The film “Dakota 38” will be screened at 7 p.m. Wednesday, Oct.17, in the Great Room (Room 100) of McNeely Hall on the St. Paul campus of the University of St. Thomas.
Following the screening, Jim Miller and Alberta Iron Cloud Miller of the Pine Ridge Indian Reservation will lead a discussion of the Dakota history and spirituality introduced in the film.
The program is sponsored by the Jay Phillips Center for Interfaith Learning and the Department of Justice and Peace Studies at St. Thomas in collaboration with the Healing Minnesota Stories initiative promoted by the St. Paul Interfaith Network. It is free and open to the public.

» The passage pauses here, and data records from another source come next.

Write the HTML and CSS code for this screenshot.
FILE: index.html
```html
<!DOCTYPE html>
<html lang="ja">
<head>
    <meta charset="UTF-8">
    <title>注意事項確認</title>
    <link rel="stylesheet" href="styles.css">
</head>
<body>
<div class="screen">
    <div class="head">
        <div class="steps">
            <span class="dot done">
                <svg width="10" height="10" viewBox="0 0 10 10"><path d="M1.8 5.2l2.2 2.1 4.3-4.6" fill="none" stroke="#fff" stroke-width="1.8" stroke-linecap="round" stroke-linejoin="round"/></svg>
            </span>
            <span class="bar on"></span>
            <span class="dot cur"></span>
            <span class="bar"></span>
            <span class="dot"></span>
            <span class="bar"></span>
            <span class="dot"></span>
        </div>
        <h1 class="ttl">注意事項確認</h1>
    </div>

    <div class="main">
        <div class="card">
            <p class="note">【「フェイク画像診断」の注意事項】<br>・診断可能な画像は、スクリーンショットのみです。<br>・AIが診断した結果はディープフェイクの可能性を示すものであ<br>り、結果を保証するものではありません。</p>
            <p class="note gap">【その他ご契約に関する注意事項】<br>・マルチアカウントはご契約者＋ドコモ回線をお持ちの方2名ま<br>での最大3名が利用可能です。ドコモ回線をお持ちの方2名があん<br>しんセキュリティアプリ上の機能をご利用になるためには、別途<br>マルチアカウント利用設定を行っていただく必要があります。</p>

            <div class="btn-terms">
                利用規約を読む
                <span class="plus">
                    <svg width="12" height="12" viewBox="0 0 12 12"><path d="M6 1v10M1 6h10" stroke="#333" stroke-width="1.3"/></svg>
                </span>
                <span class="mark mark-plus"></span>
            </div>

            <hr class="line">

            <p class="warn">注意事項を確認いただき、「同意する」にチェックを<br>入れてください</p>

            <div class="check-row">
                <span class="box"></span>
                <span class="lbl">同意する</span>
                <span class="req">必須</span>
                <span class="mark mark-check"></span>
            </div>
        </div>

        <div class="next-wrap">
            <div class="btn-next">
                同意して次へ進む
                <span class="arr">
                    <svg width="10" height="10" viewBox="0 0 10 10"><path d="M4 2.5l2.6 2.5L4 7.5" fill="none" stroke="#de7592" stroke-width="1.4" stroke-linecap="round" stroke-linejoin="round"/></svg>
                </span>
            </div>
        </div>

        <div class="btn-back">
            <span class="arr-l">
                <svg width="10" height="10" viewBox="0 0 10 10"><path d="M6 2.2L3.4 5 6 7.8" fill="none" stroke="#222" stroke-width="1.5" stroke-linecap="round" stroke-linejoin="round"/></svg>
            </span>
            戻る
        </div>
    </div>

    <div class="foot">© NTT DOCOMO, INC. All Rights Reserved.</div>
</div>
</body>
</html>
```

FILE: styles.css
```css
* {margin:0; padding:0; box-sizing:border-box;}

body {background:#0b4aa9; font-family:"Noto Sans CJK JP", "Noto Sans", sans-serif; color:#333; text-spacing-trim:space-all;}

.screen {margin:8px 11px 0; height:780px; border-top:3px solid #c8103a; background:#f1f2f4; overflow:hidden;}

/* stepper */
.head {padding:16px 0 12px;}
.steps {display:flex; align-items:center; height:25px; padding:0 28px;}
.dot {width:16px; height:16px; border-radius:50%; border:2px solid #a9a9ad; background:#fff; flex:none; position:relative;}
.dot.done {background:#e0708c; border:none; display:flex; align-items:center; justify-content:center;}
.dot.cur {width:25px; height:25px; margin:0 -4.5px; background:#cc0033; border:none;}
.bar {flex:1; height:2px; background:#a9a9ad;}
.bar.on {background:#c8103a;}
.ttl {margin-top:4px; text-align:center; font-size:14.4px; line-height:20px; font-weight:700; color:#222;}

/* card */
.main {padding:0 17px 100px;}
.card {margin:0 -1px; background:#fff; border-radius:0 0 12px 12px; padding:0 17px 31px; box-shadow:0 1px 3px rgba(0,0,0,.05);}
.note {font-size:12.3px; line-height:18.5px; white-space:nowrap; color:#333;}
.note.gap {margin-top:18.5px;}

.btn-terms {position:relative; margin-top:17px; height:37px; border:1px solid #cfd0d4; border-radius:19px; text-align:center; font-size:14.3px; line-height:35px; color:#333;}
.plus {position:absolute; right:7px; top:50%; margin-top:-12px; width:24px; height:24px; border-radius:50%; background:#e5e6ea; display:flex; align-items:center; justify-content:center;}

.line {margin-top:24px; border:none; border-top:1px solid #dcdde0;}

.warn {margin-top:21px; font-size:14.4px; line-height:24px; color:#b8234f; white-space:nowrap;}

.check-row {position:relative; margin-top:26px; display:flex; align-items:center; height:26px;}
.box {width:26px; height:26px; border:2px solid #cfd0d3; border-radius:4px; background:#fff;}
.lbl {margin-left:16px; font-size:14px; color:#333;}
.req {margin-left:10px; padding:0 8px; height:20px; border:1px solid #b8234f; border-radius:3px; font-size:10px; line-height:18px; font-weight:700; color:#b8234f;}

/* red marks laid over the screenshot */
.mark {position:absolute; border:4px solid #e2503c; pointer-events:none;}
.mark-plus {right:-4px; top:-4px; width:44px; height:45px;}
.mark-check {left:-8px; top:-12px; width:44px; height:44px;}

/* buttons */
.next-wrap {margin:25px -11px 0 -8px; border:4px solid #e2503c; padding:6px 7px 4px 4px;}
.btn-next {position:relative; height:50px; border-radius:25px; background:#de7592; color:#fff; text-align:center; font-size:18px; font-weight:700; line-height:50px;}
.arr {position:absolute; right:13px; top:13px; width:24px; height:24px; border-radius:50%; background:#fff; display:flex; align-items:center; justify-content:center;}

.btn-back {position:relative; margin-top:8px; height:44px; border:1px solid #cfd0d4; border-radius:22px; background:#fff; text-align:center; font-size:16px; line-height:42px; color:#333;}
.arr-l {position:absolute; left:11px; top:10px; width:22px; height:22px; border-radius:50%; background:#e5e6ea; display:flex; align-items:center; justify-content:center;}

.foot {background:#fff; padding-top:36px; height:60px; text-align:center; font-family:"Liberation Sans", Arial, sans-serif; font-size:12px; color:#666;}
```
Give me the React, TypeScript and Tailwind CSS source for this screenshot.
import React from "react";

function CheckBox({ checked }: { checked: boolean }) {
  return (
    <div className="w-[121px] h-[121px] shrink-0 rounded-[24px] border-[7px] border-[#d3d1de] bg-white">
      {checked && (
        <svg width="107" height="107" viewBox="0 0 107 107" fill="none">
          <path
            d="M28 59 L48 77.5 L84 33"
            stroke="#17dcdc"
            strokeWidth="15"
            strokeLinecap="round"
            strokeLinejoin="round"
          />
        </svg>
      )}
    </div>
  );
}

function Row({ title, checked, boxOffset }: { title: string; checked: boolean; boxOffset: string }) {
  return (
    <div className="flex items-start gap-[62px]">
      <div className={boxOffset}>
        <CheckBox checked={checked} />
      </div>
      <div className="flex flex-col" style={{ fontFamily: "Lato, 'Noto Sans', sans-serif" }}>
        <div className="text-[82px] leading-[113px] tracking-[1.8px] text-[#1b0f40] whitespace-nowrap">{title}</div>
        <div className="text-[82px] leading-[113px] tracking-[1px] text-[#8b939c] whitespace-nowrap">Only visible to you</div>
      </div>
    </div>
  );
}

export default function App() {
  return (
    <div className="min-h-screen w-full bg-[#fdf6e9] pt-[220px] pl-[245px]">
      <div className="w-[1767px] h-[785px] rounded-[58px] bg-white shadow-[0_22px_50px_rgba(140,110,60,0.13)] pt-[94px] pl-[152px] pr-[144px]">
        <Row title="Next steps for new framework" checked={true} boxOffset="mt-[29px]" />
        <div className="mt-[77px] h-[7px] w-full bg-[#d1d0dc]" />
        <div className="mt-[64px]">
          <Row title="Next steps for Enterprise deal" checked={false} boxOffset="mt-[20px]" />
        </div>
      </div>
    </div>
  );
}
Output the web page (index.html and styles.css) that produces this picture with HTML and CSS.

In 2005, Jim Miller had a dream about riding on horseback across the great plains of South Dakota. Prior to waking, he found himself at a riverbank in Minnesota and saw 38 of his Dakota ancestors hanged. Miller said that, at the time, he knew nothing of the largest mass execution in U.S. history, which was ordered by Abraham Lincoln on Dec. 26, 1862.
"When you have dreams, you know when they come from the creator,” Miller said. “As any recovered alcoholic, I made believe that I didn't get it. I tried to put it out of my mind, yet it's one of those dreams that bothers you night and day."
Four years later, after embracing the message of the dream, Miller and a group of riders retraced the 330-mile route of his dream on horseback from Lower Brule, S. D., to Mankato, Minn., to arrive at the site of the hanging on the anniversary of the execution.
“Dakota 38,” which documents their journey, is a story of hope and healing as they confront the painful history it represents and the plight of their communities today.